• Set exercise:
Extract all lines containing "with".

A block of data
* START *

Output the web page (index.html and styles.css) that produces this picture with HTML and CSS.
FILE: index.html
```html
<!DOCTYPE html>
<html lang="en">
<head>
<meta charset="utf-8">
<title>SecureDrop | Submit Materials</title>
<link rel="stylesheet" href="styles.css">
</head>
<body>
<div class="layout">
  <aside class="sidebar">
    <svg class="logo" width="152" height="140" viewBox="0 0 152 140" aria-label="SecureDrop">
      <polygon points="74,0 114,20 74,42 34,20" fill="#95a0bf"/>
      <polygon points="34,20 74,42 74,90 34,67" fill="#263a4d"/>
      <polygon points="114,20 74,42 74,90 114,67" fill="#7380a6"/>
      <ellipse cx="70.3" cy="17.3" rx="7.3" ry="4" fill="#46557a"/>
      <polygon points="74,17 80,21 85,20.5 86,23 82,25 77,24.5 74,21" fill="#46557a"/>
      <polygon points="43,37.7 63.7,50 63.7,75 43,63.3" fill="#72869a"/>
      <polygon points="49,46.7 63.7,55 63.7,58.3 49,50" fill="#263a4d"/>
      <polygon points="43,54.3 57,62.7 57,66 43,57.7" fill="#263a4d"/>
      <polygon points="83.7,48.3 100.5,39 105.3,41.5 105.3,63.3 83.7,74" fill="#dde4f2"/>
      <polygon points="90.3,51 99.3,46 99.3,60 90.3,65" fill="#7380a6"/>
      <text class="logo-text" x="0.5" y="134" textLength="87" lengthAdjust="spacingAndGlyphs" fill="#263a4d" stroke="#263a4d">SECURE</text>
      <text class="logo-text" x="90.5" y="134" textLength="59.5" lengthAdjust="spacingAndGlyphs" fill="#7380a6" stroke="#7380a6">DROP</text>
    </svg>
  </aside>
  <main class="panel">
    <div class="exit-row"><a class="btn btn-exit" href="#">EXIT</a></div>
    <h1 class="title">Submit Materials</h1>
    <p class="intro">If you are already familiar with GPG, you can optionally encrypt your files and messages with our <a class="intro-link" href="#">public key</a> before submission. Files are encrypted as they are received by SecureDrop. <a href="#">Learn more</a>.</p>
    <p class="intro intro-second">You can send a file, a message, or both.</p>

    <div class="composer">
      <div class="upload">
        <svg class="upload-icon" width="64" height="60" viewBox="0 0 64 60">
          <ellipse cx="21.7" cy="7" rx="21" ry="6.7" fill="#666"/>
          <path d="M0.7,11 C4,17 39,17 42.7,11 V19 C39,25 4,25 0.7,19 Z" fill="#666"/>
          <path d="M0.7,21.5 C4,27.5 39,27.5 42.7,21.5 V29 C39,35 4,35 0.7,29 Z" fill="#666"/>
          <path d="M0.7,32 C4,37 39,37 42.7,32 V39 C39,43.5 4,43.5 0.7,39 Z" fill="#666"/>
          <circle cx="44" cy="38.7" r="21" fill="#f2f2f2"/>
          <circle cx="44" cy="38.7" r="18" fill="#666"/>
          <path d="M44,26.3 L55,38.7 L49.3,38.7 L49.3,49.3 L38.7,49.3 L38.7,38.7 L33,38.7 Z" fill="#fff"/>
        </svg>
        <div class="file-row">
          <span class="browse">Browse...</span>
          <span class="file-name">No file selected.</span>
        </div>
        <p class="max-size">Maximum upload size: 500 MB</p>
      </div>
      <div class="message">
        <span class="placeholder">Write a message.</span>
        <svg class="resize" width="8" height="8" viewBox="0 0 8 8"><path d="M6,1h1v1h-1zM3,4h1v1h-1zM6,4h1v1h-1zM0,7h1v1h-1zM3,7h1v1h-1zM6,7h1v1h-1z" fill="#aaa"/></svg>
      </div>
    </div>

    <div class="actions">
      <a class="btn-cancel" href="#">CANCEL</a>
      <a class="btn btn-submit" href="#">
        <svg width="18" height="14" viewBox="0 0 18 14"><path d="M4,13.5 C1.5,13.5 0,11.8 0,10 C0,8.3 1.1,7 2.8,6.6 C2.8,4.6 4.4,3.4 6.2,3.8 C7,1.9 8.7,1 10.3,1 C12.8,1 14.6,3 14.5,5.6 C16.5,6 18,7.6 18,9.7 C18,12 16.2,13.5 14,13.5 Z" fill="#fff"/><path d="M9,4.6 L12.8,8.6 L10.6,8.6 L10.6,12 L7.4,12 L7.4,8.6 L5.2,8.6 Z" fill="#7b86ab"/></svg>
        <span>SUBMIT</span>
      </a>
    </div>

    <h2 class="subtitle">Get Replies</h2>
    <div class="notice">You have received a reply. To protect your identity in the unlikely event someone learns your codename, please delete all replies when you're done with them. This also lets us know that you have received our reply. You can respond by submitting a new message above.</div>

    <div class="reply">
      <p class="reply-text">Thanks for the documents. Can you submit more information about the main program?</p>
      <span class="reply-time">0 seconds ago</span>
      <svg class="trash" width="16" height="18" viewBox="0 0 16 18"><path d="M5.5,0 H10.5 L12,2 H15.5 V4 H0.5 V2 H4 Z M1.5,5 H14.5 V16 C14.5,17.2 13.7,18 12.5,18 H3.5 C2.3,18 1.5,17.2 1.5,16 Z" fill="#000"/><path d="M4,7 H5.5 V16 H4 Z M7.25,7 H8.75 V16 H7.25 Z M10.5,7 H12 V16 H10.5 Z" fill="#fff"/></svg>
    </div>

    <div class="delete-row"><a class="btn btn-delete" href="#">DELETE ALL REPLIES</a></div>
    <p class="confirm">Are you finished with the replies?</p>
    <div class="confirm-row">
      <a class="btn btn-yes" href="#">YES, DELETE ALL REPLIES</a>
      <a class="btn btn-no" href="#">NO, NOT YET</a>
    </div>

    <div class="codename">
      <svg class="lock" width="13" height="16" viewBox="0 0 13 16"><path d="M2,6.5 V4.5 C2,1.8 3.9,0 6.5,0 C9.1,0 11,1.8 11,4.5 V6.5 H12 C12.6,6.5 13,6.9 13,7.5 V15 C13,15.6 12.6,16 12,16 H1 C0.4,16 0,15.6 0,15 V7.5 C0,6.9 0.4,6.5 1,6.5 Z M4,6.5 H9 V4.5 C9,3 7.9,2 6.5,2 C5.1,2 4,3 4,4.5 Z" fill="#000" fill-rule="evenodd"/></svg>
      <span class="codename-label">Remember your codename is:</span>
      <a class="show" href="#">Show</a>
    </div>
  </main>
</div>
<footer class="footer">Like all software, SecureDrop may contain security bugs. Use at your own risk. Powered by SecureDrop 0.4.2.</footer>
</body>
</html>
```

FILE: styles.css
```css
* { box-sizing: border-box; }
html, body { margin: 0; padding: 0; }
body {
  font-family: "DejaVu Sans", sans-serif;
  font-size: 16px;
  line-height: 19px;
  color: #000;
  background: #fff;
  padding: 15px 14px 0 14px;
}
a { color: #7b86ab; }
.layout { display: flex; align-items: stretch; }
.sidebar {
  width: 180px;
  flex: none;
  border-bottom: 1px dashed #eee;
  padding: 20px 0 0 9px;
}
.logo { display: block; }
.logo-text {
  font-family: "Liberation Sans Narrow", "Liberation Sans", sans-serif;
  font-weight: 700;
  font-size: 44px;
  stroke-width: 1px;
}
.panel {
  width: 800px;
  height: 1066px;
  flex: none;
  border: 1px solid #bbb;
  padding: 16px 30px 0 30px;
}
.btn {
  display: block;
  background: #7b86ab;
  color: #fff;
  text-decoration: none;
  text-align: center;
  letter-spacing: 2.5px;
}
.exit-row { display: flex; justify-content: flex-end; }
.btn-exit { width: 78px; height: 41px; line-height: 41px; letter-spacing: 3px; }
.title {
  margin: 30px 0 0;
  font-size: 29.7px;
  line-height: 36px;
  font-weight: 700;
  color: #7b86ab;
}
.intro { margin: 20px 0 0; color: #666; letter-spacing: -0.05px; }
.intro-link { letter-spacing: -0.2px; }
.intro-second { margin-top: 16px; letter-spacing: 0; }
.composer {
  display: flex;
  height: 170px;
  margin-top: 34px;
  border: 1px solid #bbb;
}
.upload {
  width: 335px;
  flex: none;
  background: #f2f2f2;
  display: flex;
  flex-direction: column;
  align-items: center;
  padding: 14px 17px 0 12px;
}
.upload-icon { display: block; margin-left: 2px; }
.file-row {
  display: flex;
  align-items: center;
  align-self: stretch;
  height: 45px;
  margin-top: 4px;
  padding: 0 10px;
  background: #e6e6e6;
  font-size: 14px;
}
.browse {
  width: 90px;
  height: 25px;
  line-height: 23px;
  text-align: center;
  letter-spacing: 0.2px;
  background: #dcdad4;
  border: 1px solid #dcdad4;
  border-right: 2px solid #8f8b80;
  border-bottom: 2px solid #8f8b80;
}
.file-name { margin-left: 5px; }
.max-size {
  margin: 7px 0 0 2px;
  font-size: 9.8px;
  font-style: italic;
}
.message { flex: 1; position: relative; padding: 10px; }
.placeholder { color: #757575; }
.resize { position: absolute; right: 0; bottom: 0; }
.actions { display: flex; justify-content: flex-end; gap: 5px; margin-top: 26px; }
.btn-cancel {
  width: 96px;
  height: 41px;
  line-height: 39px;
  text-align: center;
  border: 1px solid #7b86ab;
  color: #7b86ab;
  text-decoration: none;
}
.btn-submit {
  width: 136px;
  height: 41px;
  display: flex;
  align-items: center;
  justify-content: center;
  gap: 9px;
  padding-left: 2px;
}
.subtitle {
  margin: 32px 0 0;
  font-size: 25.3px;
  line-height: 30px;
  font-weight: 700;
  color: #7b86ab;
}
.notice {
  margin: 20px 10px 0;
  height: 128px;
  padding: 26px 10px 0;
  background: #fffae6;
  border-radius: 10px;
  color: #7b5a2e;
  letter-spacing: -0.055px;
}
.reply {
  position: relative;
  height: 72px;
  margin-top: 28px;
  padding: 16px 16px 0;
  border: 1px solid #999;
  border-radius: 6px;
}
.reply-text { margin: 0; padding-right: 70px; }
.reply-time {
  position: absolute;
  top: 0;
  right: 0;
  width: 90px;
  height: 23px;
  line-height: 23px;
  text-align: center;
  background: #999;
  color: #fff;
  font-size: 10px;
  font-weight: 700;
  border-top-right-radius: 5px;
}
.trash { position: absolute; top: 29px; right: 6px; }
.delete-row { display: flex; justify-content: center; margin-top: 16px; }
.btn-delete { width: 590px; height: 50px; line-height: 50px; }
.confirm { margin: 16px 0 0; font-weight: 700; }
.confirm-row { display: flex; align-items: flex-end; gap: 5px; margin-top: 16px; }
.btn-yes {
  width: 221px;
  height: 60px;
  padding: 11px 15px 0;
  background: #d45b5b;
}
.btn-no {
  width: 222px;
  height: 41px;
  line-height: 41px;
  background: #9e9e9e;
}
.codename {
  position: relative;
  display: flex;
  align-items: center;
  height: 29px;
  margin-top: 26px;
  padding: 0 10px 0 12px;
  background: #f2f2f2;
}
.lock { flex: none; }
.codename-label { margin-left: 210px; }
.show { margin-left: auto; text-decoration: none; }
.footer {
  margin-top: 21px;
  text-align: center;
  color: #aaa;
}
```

* END *
* START *

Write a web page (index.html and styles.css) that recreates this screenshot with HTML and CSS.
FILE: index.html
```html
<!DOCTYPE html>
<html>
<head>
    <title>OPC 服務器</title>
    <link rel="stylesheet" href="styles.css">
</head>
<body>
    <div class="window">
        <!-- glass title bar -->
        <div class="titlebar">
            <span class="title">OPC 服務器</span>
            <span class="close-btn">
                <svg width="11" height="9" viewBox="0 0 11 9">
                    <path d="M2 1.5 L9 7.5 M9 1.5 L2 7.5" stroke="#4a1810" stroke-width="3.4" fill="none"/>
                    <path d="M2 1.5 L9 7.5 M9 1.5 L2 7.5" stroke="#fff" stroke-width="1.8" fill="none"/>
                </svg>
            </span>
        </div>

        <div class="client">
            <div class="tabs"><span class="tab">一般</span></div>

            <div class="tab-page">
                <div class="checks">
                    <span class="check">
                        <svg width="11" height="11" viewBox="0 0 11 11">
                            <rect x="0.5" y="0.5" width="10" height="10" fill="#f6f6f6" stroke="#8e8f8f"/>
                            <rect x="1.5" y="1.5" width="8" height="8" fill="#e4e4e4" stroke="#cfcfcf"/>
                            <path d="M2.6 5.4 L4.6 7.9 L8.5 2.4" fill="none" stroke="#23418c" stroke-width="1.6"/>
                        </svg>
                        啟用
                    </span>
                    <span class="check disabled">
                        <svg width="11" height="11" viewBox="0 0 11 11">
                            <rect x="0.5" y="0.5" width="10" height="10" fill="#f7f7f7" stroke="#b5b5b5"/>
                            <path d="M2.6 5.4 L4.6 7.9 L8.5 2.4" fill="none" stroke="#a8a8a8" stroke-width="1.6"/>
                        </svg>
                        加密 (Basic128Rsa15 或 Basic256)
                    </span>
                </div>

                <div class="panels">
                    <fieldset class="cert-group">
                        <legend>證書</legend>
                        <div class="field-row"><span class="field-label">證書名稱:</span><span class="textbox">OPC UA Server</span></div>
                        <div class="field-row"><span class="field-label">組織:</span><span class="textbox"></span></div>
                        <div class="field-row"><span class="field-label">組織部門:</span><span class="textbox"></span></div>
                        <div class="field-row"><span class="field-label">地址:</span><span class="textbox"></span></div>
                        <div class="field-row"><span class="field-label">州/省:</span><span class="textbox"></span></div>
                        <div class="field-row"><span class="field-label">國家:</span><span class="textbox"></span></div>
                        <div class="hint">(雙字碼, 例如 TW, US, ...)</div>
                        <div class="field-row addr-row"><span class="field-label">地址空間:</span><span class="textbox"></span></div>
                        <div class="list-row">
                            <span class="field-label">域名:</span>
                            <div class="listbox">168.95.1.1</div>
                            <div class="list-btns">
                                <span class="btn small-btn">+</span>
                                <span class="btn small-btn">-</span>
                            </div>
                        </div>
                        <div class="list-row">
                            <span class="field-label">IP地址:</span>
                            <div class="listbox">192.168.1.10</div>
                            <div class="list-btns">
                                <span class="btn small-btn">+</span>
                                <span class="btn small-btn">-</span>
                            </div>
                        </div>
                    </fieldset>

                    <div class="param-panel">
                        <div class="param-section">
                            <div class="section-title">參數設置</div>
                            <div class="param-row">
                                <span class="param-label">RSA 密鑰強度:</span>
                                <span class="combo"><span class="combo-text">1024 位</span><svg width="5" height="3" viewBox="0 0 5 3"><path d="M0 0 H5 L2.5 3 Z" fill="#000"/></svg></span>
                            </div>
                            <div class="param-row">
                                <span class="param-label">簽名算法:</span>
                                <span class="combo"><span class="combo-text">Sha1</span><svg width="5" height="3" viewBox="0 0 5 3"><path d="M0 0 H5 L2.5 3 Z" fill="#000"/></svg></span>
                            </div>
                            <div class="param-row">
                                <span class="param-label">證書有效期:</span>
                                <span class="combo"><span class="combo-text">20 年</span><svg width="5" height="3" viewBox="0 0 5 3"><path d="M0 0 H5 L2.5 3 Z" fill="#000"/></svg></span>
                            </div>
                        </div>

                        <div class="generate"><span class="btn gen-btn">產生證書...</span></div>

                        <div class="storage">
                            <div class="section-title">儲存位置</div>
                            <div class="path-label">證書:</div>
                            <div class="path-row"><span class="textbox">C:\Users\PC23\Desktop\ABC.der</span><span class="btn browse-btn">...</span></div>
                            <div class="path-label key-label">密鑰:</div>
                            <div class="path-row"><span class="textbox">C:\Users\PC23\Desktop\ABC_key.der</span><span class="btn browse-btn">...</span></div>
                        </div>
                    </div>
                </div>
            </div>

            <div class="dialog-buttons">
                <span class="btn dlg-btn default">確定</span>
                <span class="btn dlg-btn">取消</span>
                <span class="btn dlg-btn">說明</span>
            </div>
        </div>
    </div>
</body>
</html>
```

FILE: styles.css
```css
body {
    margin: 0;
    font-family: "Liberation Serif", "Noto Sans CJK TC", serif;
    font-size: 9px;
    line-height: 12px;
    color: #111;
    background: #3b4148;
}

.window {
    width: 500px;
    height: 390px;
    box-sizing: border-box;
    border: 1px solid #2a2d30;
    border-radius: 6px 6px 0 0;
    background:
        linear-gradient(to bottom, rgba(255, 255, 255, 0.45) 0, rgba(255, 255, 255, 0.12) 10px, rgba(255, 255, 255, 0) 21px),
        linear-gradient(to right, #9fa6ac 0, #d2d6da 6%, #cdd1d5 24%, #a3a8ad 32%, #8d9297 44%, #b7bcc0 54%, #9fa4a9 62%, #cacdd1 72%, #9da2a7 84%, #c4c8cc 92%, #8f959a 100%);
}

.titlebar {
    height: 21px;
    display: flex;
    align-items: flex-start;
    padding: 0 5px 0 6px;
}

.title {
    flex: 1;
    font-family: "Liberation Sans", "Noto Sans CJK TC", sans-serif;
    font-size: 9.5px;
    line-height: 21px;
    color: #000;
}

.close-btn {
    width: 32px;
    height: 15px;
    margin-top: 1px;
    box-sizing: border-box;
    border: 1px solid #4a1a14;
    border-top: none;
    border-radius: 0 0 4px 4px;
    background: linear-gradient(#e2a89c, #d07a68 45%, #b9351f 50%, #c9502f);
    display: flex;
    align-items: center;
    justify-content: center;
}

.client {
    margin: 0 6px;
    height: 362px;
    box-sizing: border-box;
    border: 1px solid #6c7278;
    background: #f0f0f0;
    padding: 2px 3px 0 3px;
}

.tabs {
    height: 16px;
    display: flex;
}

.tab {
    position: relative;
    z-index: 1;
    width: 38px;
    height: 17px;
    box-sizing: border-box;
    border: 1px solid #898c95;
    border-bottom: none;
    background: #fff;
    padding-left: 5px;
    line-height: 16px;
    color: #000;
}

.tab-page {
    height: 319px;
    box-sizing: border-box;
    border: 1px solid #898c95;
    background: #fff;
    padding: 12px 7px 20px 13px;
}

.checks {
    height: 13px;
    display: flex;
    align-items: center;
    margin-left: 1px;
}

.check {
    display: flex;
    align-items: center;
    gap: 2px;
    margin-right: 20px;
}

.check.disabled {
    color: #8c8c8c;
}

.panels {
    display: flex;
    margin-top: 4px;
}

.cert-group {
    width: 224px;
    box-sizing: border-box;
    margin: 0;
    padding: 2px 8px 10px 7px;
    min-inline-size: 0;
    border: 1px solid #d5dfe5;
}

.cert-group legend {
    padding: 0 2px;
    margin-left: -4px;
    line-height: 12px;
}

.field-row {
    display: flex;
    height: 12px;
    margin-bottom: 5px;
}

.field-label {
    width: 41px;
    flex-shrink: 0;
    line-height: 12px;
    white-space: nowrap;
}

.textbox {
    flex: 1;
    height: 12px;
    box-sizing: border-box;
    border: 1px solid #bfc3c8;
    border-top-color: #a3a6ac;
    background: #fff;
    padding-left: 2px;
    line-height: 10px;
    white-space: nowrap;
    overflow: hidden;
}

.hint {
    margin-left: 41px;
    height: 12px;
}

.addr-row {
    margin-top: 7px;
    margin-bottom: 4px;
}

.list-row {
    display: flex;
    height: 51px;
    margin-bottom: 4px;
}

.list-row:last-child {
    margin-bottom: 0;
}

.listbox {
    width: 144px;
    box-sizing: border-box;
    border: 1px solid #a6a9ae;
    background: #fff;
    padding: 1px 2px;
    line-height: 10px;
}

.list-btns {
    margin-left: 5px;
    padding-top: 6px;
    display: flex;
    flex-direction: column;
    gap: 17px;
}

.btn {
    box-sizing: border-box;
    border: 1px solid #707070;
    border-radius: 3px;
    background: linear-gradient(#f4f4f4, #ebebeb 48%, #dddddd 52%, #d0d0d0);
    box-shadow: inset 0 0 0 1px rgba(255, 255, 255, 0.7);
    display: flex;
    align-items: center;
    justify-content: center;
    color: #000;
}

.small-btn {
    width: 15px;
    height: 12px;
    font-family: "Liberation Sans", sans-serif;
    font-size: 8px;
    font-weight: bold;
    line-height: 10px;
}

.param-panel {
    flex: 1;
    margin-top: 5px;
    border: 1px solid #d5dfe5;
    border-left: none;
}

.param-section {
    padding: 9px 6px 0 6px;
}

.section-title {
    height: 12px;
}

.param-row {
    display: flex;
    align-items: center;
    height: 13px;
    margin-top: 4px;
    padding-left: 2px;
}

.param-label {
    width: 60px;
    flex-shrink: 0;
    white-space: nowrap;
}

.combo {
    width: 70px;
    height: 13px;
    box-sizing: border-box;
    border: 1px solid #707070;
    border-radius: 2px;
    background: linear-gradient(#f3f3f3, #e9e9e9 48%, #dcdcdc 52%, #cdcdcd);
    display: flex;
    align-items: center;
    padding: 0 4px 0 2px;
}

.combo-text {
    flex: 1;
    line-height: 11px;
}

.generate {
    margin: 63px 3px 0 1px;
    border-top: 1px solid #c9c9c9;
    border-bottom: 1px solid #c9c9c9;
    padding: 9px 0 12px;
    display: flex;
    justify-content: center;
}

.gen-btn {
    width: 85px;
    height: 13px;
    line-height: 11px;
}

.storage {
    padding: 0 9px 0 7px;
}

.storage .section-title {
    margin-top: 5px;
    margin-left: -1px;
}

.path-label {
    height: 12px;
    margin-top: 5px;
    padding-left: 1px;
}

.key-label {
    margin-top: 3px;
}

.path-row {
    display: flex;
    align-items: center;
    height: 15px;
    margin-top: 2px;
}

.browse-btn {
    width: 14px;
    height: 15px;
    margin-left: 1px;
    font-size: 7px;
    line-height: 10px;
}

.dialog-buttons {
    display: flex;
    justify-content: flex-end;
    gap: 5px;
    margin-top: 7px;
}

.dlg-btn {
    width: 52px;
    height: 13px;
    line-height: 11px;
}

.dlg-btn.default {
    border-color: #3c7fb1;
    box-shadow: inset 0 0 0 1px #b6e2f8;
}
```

* END *

• Solution below:
Output the web page (index.html and styles.css) that produces this picture with HTML and CSS.
    <p class="intro">If you are already familiar with GPG, you can optionally encrypt your files and messages with our <a class="intro-link" href="#">public key</a> before submission. Files are encrypted as they are received by SecureDrop. <a href="#">Learn more</a>.</p>
    <div class="notice">You have received a reply. To protect your identity in the unlikely event someone learns your codename, please delete all replies when you're done with them. This also lets us know that you have received our reply. You can respond by submitting a new message above.</div>
    <p class="confirm">Are you finished with the replies?</p>
Write a web page (index.html and styles.css) that recreates this screenshot with HTML and CSS.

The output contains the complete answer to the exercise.